Research Description
One of the primary objectives of this research is to produce a mathematical framework of which can be used to describe certain long time scale dynamics observed in polymer gels. The description of the dynamics will be through the identification of the probability density function (PDF) of a probe particles position within the extended network. The PDF will likely emerge from the framework through the extraction of differential equations governing the temporal evolution of the PDF. These equations will potentially incorporate fractional order differential operators, their presence allowing for the inclusion of memory-based contributions to the dynamics.
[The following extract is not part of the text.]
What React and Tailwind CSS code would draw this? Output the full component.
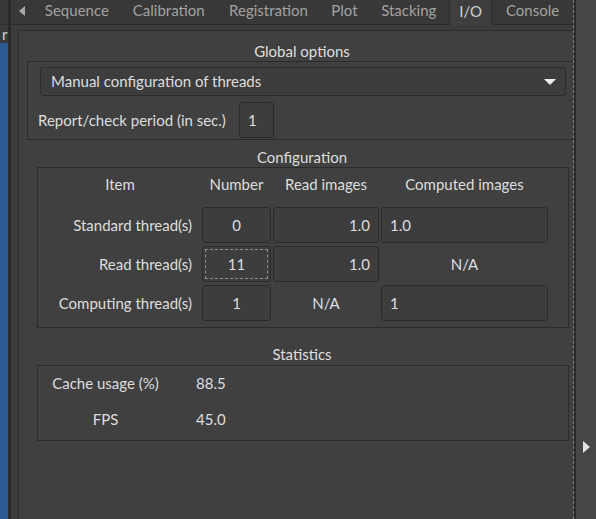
import React from "react";

const tabs = [
  { label: "Sequence", w: "w-[88px]" },
  { label: "Calibration", w: "w-[96px]" },
  { label: "Registration", w: "w-[104px]" },
  { label: "Plot", w: "w-[48px]" },
  { label: "Stacking", w: "w-[81px]" },
  { label: "I/O", w: "w-[43px]", active: true },
  { label: "Console", w: "w-[81px]" },
];

const Entry = ({ value, align = "center", focused }) => {
  const alignClass =
    align === "right"
      ? "justify-end pr-[8px]"
      : align === "left"
      ? "justify-start pl-[8px]"
      : "justify-center";
  return (
    <div
      className={
        "h-full rounded-[3px] border border-[#2b2b2b] bg-[#3d3d3d] flex items-center text-[#dcdfe2] " +
        alignClass +
        (focused
          ? " outline-1 outline-dashed outline-[#8a8a8a] outline-offset-[-4px]"
          : "")
      }
    >
      {value}
    </div>
  );
};

const Plain = ({ children }) => (
  <div className="h-full flex items-center justify-center text-[#dcdfe2]">
    {children}
  </div>
);

const Label = ({ children }) => (
  <div className="h-full flex items-center justify-end pr-[8px]">{children}</div>
);

export default function App() {
  return (
    <div className="w-[596px] h-[519px] flex overflow-hidden bg-[#3c3c3c] text-[15px] text-[#dedede] font-[family-name:Lato,sans-serif]">
      {/* left strip of the other pane */}
      <div className="w-[8px] shrink-0 flex flex-col">
        <div className="h-[25px] bg-[#383838] border-b border-[#2e2e2e]" />
        <div className="h-[18px] bg-[#3a3a3a] pl-[2px] leading-[18px] text-[#d4d4d4] overflow-hidden">
          r
        </div>
        <div className="flex-1 bg-[#2c5b91]" />
      </div>
      <div className="w-[3px] shrink-0 bg-[#2a2a2a]" />

      {/* notebook */}
      <div className="w-[562px] shrink-0 flex flex-col">
        <div className="h-[25px] flex bg-[#383838]">
          <div className="w-[22px] flex items-center justify-center border-b border-[#2c2c2c] pb-[2px]">
            <svg width="6" height="10" viewBox="0 0 6 10">
              <path d="M6 0 L0 5 L6 10 Z" fill="#a8a8a8" />
            </svg>
          </div>
          {tabs.map((t) =>
            t.active ? (
              <div
                key={t.label}
                className={
                  t.w +
                  " flex items-center justify-center pb-[3px] bg-[#3e3e3e] border-l border-r border-[#2c2c2c] text-[#c9d3dc]"
                }
              >
                {t.label}
              </div>
            ) : (
              <div
                key={t.label}
                className={
                  t.w +
                  " flex items-center justify-center pb-[3px] border-b border-[#2c2c2c] text-[#a2a2a2]"
                }
              >
                {t.label}
              </div>
            )
          )}
        </div>

        <div className="flex-1 pl-[7px] pt-[5px]">
          <div className="h-[600px] border-l border-t border-[#2c2c2c] bg-[#404040] flex flex-col">
            {/* Global options */}
            <div className="pl-[12px] pt-[11px] pb-[1px] leading-[18px] text-center">
              Global options
            </div>
            <div className="ml-[8px] h-[79px] border-l border-t border-b border-[#2c2c2c] pl-[10px] pt-[5px]">
              <div className="ml-[2px] w-[526px] h-[29px] rounded-[3px] border border-[#2c2c2c] bg-[#3d3d3d] flex items-center justify-between pl-[10px] pr-[9px]">
                <span>Manual configuration of threads</span>
                <svg width="12" height="6" viewBox="0 0 12 6">
                  <path d="M0 0 L12 0 L6 6 Z" fill="#ececec" />
                </svg>
              </div>
              <div className="mt-[6px] flex items-center h-[36px]">
                <div className="w-[201px]">Report/check period (in sec.)</div>
                <div className="w-[35px] h-[36px]">
                  <Entry value="1" align="left" />
                </div>
              </div>
            </div>

            {/* Configuration */}
            <div className="pl-[12px] pt-[8px] pb-[1px] leading-[18px] text-center">
              Configuration
            </div>
            <div className="ml-[18px] w-[532px] border border-[#2c2c2c] pl-[10px] pb-[6px]">
              <div className="grid grid-cols-[152px_69px_106px_167px] grid-rows-[36px_36px_36px_36px] gap-x-[2px] gap-y-[3px]">
                <div className="flex items-center justify-center pr-[8px] pb-[4px]">Item</div>
                <div className="flex items-center justify-center pb-[4px]">Number</div>
                <div className="flex items-center justify-center pb-[4px]">Read images</div>
                <div className="flex items-center justify-center pb-[4px]">Computed images</div>

                <Label>Standard thread(s)</Label>
                <Entry value="0" />
                <Entry value="1.0" align="right" />
                <Entry value="1.0" align="left" />

                <Label>Read thread(s)</Label>
                <Entry value="11" focused />
                <Entry value="1.0" align="right" />
                <Plain>N/A</Plain>

                <Label>Computing thread(s)</Label>
                <Entry value="1" />
                <Plain>N/A</Plain>
                <Entry value="1" align="left" />
              </div>
            </div>

            {/* Statistics */}
            <div className="pl-[12px] pt-[17px] pb-[2px] leading-[18px] text-center">
              Statistics
            </div>
            <div className="ml-[18px] w-[532px] h-[76px] border border-[#2c2c2c] pl-[10px]">
              <div className="flex items-center h-[35px]">
                <div className="w-[115px] text-center">Cache usage (%)</div>
                <div className="ml-[33px] text-[#dcdfe2]">88.5</div>
              </div>
              <div className="flex items-center h-[36px]">
                <div className="w-[115px] text-center">FPS</div>
                <div className="ml-[33px] text-[#dcdfe2]">45.0</div>
              </div>
            </div>
          </div>
        </div>
      </div>

      {/* pane handle */}
      <div className="w-px shrink-0 border-l border-dashed border-[#7c7c7c]" />
      <div className="w-[2px] shrink-0 bg-[#2a2a2a]" />
      <div className="flex-1 bg-[#464646] flex justify-center pt-[441px]">
        <svg width="7" height="12" viewBox="0 0 7 12">
          <path d="M0 0 L7 6 L0 12 Z" fill="#e2e2e2" />
        </svg>
      </div>
    </div>
  );
}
Previous work within the group has experimentally determined the mean squared displacement of probe particles within certain polymer networks, thus it is also the intention to compare the theoretical prediction of the aforementioned method to the experimentally observed values.

Personal Description
I was born and raised in the Manawatu region, completing undergraduate studies and continuing on to postgraduate studies at Massey University. I have a passion for physics and hope to continue to be involved in research in the future, ultimately I would like to transition into a position of academic research. However, immediately after the completion of my PhD, I hope to obtain a postdoctoral research position within New Zealand and within the umbrella of physics (theoretical) research.